The fold involves only two steps; firstly unlock the handlepost hinge and fold it down onto the drive side of the bike so the rubber grip is resting on the front fork and secondly undo the frame hinge and fold the frame in half so the two halves are held together by the circular magnet system. It’s a quick and easy process and whilst not in the same league for compactness and security of fold as, say, the Brompton folding bike (few folders are) it’s still an incredibly useful feature. The 20 inch wheels strike a nice balance between being small enough for a reasonably compact fold and providing nice stable handling characteristics (larger wheels provide more stable handling on a bike than smaller ones, all other factors being equal). A very handy feature of the frame is the sloping member that goes from behind the mainframe hinge to the top of the seat tube. As well as adding strength this acts as a convenient handle to lift the bike up by your side. Once folded the bike can also be wheeled on the rear wheel in front of you, using the seat as a handle to push the bike forward.
All this means the fold is a handy feature to have on an e-bike with one of the best electric drive systems out there and it allows you to bob the bike in the back of a hatchback car or squeeze it next to you on a busy train. If you want a long slim package, for example for storing indoors in a hallway, you can simply drop the handlebars.
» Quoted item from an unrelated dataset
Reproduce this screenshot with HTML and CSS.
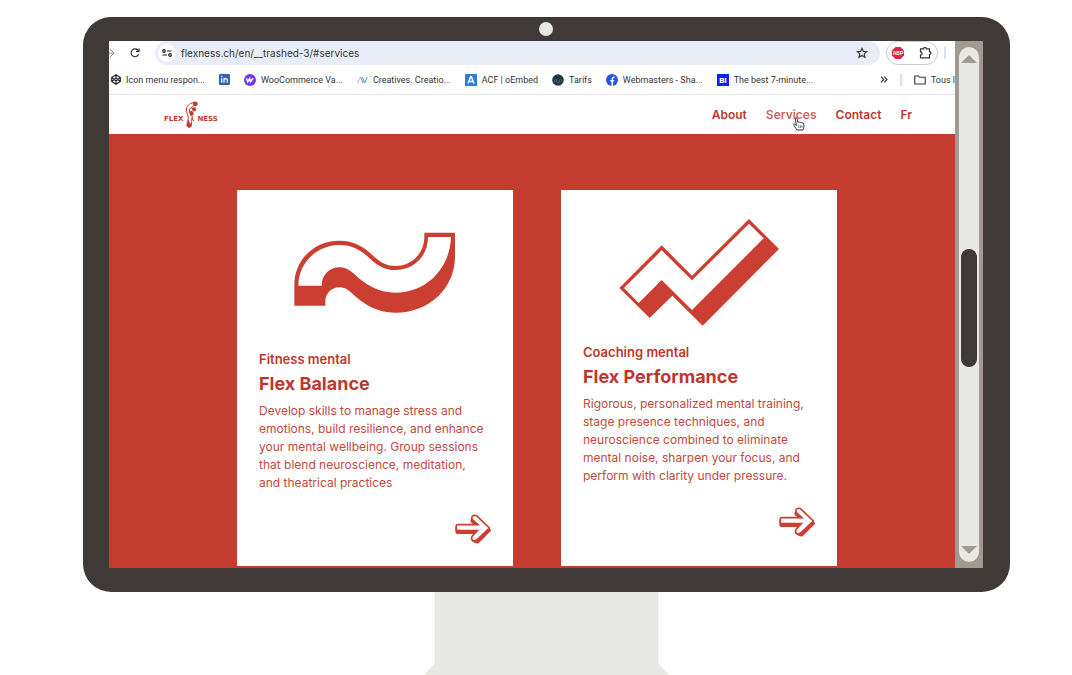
FILE: index.html
```html
<!DOCTYPE html>
<html lang="en">
<head>
  <meta charset="UTF-8">
  <meta name="viewport" content="width=device-width, initial-scale=1.0">
  <title>Flexness - Services</title>
  <link rel="stylesheet" href="styles.css">
</head>
<body>
  <div class="scene">
    <div class="monitor">
      <div class="bezel"><div class="camera"></div></div>
      <div class="screen">
        <div class="browser">

          <div class="toolbar">
            <button class="icon-btn forward" aria-label="Forward">
              <svg width="6" height="10" viewBox="0 0 6 10" fill="none" stroke="#888" stroke-width="1"><path d="M0 5h4M1 1l4 4-4 4"/></svg>
            </button>
            <button class="icon-btn reload" aria-label="Reload">
              <svg width="10" height="10" viewBox="0 0 10 10" fill="none" stroke="#333" stroke-width="1.2"><path d="M8.6 6.3A3.9 3.9 0 1 1 8.2 2.6M9 .5v3H6"/></svg>
            </button>
            <div class="address">
              <button class="icon-btn site-info" aria-label="Site information">
                <svg width="10" height="8" viewBox="0 0 10 8" fill="none" stroke="#222" stroke-width="1.2"><circle cx="2" cy="2" r="1.3"/><path d="M5 2h4.5M.5 6H5"/><circle cx="8" cy="6" r="1.3"/></svg>
              </button>
              <input class="url" type="text" aria-label="Address" value="flexness.ch/en/__trashed-3/#services">
              <button class="icon-btn" aria-label="Bookmark this page">
                <svg width="12" height="12" viewBox="0 0 12 12" fill="none" stroke="#333" stroke-width="1.1"><path d="M6 1.3l1.4 3.1 3.3.3-2.5 2.2.8 3.4L6 8.5l-3 1.8.8-3.4L1.3 4.7l3.3-.3z"/></svg>
              </button>
            </div>
            <div class="extensions">
              <button class="icon-btn" aria-label="Adblock Plus">
                <svg width="12" height="12" viewBox="0 0 12 12"><path d="M3.5 0h5L12 3.5v5L8.500 12h-5L0 8.500v-5z" fill="#d9293b"/><text x="6" y="8" text-anchor="middle" class="abp">ABP</text></svg>
              </button>
              <button class="icon-btn" aria-label="Extensions">
                <svg width="13" height="12" viewBox="0 0 13 12" fill="none" stroke="#333" stroke-width="1.2"><path d="M1.500 1.800h3.200a1.300 1.300 0 0 1 2.600 0h3.200v2.900a1.300 1.300 0 0 1 0 2.800v3.400h-9V8a1.500 1.500 0 0 0 0-3.200z"/></svg>
              </button>
            </div>
            <span class="divider"></span>
          </div>

          <div class="bookmarks">
            <a href="#">
              <svg width="10" height="11" viewBox="0 0 10 11" fill="none" stroke="#222" stroke-width="1.2"><path d="M5 .8l4.300 2.700v4L5 10.200.7 7.500v-4zM5 .8v3.300M5 7v3.200M.7 3.500L5 7l4.300-3.500M.7 7.500L5 4.100l4.300 3.400"/></svg>
              <span>Icon menu respon...</span>
            </a>
            <a href="#" aria-label="LinkedIn">
              <svg width="11" height="11" viewBox="0 0 11 11"><rect width="11" height="11" rx="1" fill="#2a66b5"/><path d="M2.700 4.300v4.500M5 8.800V4.300M5 6.300c0-2 3.300-2.300 3.300 0v2.500" fill="none" stroke="#fff" stroke-width="1.3"/><circle cx="2.700" cy="2.500" r=".8" fill="#fff"/></svg>
            </a>
            <a href="#">
              <svg width="12" height="12" viewBox="0 0 12 12"><circle cx="6" cy="6" r="6" fill="#7038ec"/><path d="M2.500 4.300l1.200 3.500L5.700 4.500l.7 3.300 2.800-3.500" fill="none" stroke="#fff" stroke-width="1.4"/></svg>
              <span>WooCommerce Va...</span>
            </a>
            <a href="#">
              <svg width="11" height="8" viewBox="0 0 11 8" fill="none"><path d="M.5 7L3 1.200" stroke="#d9a0d8"/><path d="M3.500 1l2.800 6" stroke="#a070c8"/><path d="M5.500 1l2.200 6L10.300 1" stroke="#39a5b8"/></svg>
              <span>Creatives. Creatio...</span>
            </a>
            <a href="#">
              <svg width="12" height="12" viewBox="0 0 12 12"><rect width="12" height="12" fill="#2f7bd8"/><path d="M3 9.500L5.600 2.800h.8L9 9.500M4.200 7.400h3.700" fill="none" stroke="#fff" stroke-width="1.5"/></svg>
              <span>ACF | oEmbed</span>
            </a>
            <a href="#">
              <svg width="12" height="12" viewBox="0 0 12 12"><circle cx="6" cy="6" r="5.800" fill="#203840"/><path d="M2.500 8V6l1-1 1 1v2M7.500 8V6l1-1 1 1v2M5 9l1-1.500L7 9" fill="none" stroke="#47727b" stroke-width=".7"/></svg>
              <span>Tarifs</span>
            </a>
            <a href="#">
              <svg width="12" height="12" viewBox="0 0 12 12"><circle cx="6" cy="6" r="6" fill="#2456e8"/><path d="M6.300 12V5.200c0-1.700.8-2.100 2.200-1.900M4.200 6.800h4" fill="none" stroke="#fff" stroke-width="1.5"/></svg>
              <span>Webmasters - Sha...</span>
            </a>
            <a href="#">
              <svg width="12" height="12" viewBox="0 0 12 12"><rect width="12" height="12" fill="#0624ee"/><text x="6" y="9" text-anchor="middle" class="bi">BI</text></svg>
              <span>The best 7-minute...</span>
            </a>
            <div class="more">
              <button class="icon-btn" aria-label="More bookmarks">
                <svg width="8" height="7" viewBox="0 0 8 7" fill="none" stroke="#333" stroke-width="1.1"><path d="M1 .7l2.700 2.800L1 6.300M4.300.7L7 3.500 4.300 6.300"/></svg>
              </button>
              <span class="divider"></span>
              <a href="#">
                <svg width="12" height="10" viewBox="0 0 12 10" fill="none" stroke="#333" stroke-width="1.1"><path d="M.8 1h3.700l1.200 1.300h5.500V9H.8z"/></svg>
                <span>Tous l</span>
              </a>
            </div>
          </div>

          <header class="site-header">
            <a class="logo" href="#" aria-label="Flexness">
              <span>FLEX</span>
              <svg width="16" height="28" viewBox="0 0 16 28">
                <path d="M12 1.500C8 1.500 4 4 3.500 8c-.3 3 1 5 1.700 8 .5 3-1.700 6-1 8.500.7 2 3.300 2 4 0 .7-3 .2-5 .7-8" fill="none" stroke="#c63b30"/>
                <path d="M10 1l3.500-.5 1.500 2.500-2 2.500-3-1zM8.500 7.500l3-1.500 2 2-1 2-2.500.5zM6 11.500l2.500-2 2 2 0 2.500-3 1zM4 22.500l1.500-4 1.500 4h2l-.5 3-2.500 1.500-2.500-2z" fill="#c63b30"/>
                <path d="M10.500 5L6.500 8v3M9 14.500l.5 4 1.500 1.500" fill="none" stroke="#c63b30"/>
              </svg>
              <span>NESS</span>
            </a>
            <nav class="menu">
              <a href="#">About</a>
              <a href="#services" class="active">Services
                <svg class="cursor" width="12" height="14" viewBox="0 0 12 14" fill="#fff" stroke="#333" stroke-width="1" stroke-linejoin="round"><path d="M4 13L1 8.500C.2 7.300 1.500 6.500 2.500 7.500L3.500 8.500 2.200 2C2 .5 3.700.3 4 1.700L5 5.500c.3-1 1.700-1 2 .2.500-.8 1.700-.5 1.900.5.6-.6 1.800-.2 1.900.8.400 2.500 0 3.800-.8 6z"/><path d="M5.500 8.500l.4 2.500M7.200 8.300l.4 2.500M8.900 8.200l.1 2.500" stroke-width=".7"/></svg>
              </a>
              <a href="#">Contact</a>
              <a href="#">Fr</a>
            </nav>
          </header>

          <main class="services" id="services">
            <article class="card">
              <svg class="picture" viewBox="87 117 696 393">
                <path fill="#cb3f32" d="M193 377V315C193 240 252 182 328 182C372 182 403 200 430 228C455 250 472 258 496 258C545 258 583 220 583 170V158H675V230C675 325 596 398 496 398C440 398 398 370 367 341C353 328 343 322 328 322C303 322 286 342 286 365V377Z"/>
                <path fill="#fff" d="M205 317C205 250 260 195 328 195C368 195 396 213 420 236C446 260 468 270 496 270C552 270 594 228 594 171H663C660 265 590 338 496 338C445 338 405 312 375 284C357 268 345 262 328 262C298 262 275 286 275 317Z"/>
              </svg>
              <h3>Fitness mental</h3>
              <h2>Flex Balance</h2>
              <p>Develop skills to manage stress and<br>emotions, build resilience, and enhance<br>your mental wellbeing. Group sessions<br>that blend neuroscience, meditation,<br>and theatrical practices</p>
              <a class="arrow" href="#" aria-label="Flex Balance">
                <svg width="36" height="30" viewBox="675 521 108 90">
                  <path fill="#cb3f32" stroke="#cb3f32" stroke-width="6" d="M679 561q0-3 3-3H744L726 545Q722 539 728 534Q735 529 742 535L780 570L744 606Q738 609 727 600L728 593L742 578H683q-4 0-4-4z"/>
                  <path fill="#fff" stroke="#cb3f32" stroke-width="5" d="M679 556q0-3 3-3H744L727 538Q723 532 728 527Q735 522 742 528L778 563L740 599Q732 604 727 599Q722 592 728 586L742 571H683q-4 0-4-4z"/>
                </svg>
              </a>
            </article>

            <article class="card">
              <svg class="picture" viewBox="99 117 696 372">
                <path fill="#cb3f32" d="M208 324L335 196L426 287L597 117L687 207L458 437L367 347L299 414Z"/>
                <path fill="#fff" d="M222 324L335 211L426 301L597 131L641 175L426 390L335 300L266 369Z"/>
              </svg>
              <h3>Coaching mental</h3>
              <h2>Flex Performance</h2>
              <p>Rigorous, personalized mental training,<br>stage presence techniques, and<br>neuroscience combined to eliminate<br>mental noise, sharpen your focus, and<br>perform with clarity under pressure.</p>
              <a class="arrow" href="#" aria-label="Flex Performance">
                <svg width="36" height="30" viewBox="675 521 108 90">
                  <path fill="#cb3f32" stroke="#cb3f32" stroke-width="6" d="M679 561q0-3 3-3H744L726 545Q722 539 728 534Q735 529 742 535L780 570L744 606Q738 609 727 600L728 593L742 578H683q-4 0-4-4z"/>
                  <path fill="#fff" stroke="#cb3f32" stroke-width="5" d="M679 556q0-3 3-3H744L727 538Q723 532 728 527Q735 522 742 528L778 563L740 599Q732 604 727 599Q722 592 728 586L742 571H683q-4 0-4-4z"/>
                </svg>
              </a>
            </article>
          </main>
        </div>

        <div class="scrollbar">
          <div class="track">
            <button class="icon-btn" aria-label="Scroll up">
              <svg width="16" height="8" viewBox="0 0 16 8"><path d="M8 0l8 8H0z" fill="#a09a92"/></svg>
            </button>
            <div class="thumb"></div>
            <button class="icon-btn" aria-label="Scroll down">
              <svg width="16" height="8" viewBox="0 0 16 8"><path d="M8 8l8-8H0z" fill="#a09a92"/></svg>
            </button>
          </div>
        </div>
      </div>
    </div>
    <div class="stand"></div>
  </div>
</body>
</html>
```
FILE: styles.css
```css
* {
  box-sizing: border-box;
}

body {
  margin: 0;
  height: 100vh;
  overflow: hidden;
  background: #fefefe;
  font-family: Inter, sans-serif;
}

h2, h3, p {
  margin: 0;
}

a {
  text-decoration: none;
}

svg {
  display: block;
  flex: none;
}

.icon-btn {
  display: flex;
  align-items: center;
  justify-content: center;
  flex: none;
  padding: 0;
  border: none;
  background: none;
  cursor: pointer;
}

/* monitor */
.scene {
  padding: 17px 62px 0 83px;
}

.monitor {
  padding: 0 27px 24px 26px;
  border-radius: 28px;
  background: #3f3938;
}

.bezel {
  display: flex;
  align-items: center;
  justify-content: center;
  height: 24px;
}

.camera {
  width: 14px;
  height: 14px;
  border-radius: 50%;
  background: #e8e9e4;
}

.screen {
  display: flex;
}

.browser {
  flex: 1;
  min-width: 0;
  overflow: hidden;
  background: #fff;
}

.stand {
  width: 246px;
  height: 83px;
  margin: 0 auto;
  background: #e8e9e4;
  clip-path: polygon(11px 0, 235px 0, 235px 72px, 246px 83px, 0 83px, 11px 72px);
}

/* browser bars */
.toolbar {
  display: flex;
  align-items: center;
  height: 24px;
  padding-right: 9px;
}

.forward {
  width: 6px;
}

.reload {
  width: 40px;
}

.address {
  display: flex;
  align-items: center;
  flex: 1;
  height: 24px;
  margin-right: 6px;
  padding: 0 12px 0 3px;
  border-radius: 12px;
  background: #e9edf7;
}

.site-info {
  width: 18px;
  height: 18px;
  border-radius: 50%;
  background: #fff;
}

.url {
  flex: 1;
  min-width: 0;
  padding: 0 0 0 5px;
  border: none;
  outline: none;
  background: none;
  color: #333;
  font: 10px Inter, sans-serif;
}

.extensions {
  display: flex;
  align-items: center;
  justify-content: space-between;
  width: 52px;
  height: 24px;
  margin-right: 6px;
  padding: 0 5px;
  border: 1px solid #ccc;
  border-radius: 12px;
}

.abp, .bi {
  fill: #fff;
  font-weight: 800;
}

.abp {
  font-size: 5px;
}

.bi {
  font-size: 8px;
}

.divider {
  width: 2px;
  height: 12px;
  background: #d5e2f5;
}

.bookmarks {
  display: flex;
  align-items: center;
  gap: 14px;
  height: 30px;
  padding-left: 2px;
  border-bottom: 1px solid #e6e6e8;
  white-space: nowrap;
}

.bookmarks a {
  display: flex;
  align-items: center;
  gap: 5px;
  flex: none;
  color: #333;
  font-family: Roboto, sans-serif;
  font-size: 9px;
}

.more {
  display: flex;
  align-items: center;
  gap: 12px;
  margin-left: auto;
}

/* website */
.site-header {
  display: flex;
  align-items: center;
  justify-content: space-between;
  height: 39px;
  padding: 0 43px 0 55px;
}

.logo {
  display: flex;
  align-items: center;
  color: #c63b30;
  font: bold 7px "DejaVu Sans", sans-serif;
}

.logo span {
  padding-top: 8px;
}

.logo svg {
  margin-right: -2px;
}

.menu {
  display: flex;
  gap: 19px;
}

.menu a {
  position: relative;
  color: #bd372e;
  font-size: 12px;
  font-weight: 600;
}

.menu .active {
  color: #d4645d;
}

.cursor {
  position: absolute;
  left: 27px;
  top: 10px;
}

.services {
  display: grid;
  grid-template-columns: 1fr 1fr;
  gap: 48px;
  padding: 56px 118px 2px 128px;
  background: #c43b30;
}

.card {
  padding: 29px 22px 22px;
  background: #fff;
  color: #bd372e;
}

.picture {
  width: 100%;
}

.card h3 {
  font-size: 13px;
  font-weight: 600;
  line-height: 18px;
}

.card h2 {
  margin: 4px 0 6px;
  font-size: 18px;
  font-weight: 700;
  line-height: 24px;
}

.card p {
  color: #c14940;
  font-size: 12px;
  line-height: 18px;
  white-space: nowrap;
}

.arrow {
  display: flex;
  justify-content: flex-end;
  margin-top: 22px;
}

/* scrollbar */
.scrollbar {
  display: flex;
  width: 28px;
  padding: 6px 4px;
  background: #a09a92;
}

.track {
  display: flex;
  flex-direction: column;
  align-items: center;
  justify-content: space-between;
  flex: 1;
  padding: 8px 0;
  border-radius: 10px;
  background: #e8e9e4;
}

.thumb {
  width: 16px;
  height: 118px;
  margin-top: 6px;
  border-radius: 8px;
  background: #3f3938;
}
```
It’s no easy job to carry the folded package down steps, take it on the London Underground or lift it above your head onto luggage racks, but if that kind of use is not so important to you the fold adds a great deal of flexibility compared to a non-folder.
For commuting trips in a busy urban environment that features plenty of hills this looks like an e-bike to add to the ‘must try’ list. The ride quality from the Shimano Steps system is superb and the quick and easy fold adds a very handy extra level of usefulness that you don’t get on most e-bikes that feature this high quality of electric-assist.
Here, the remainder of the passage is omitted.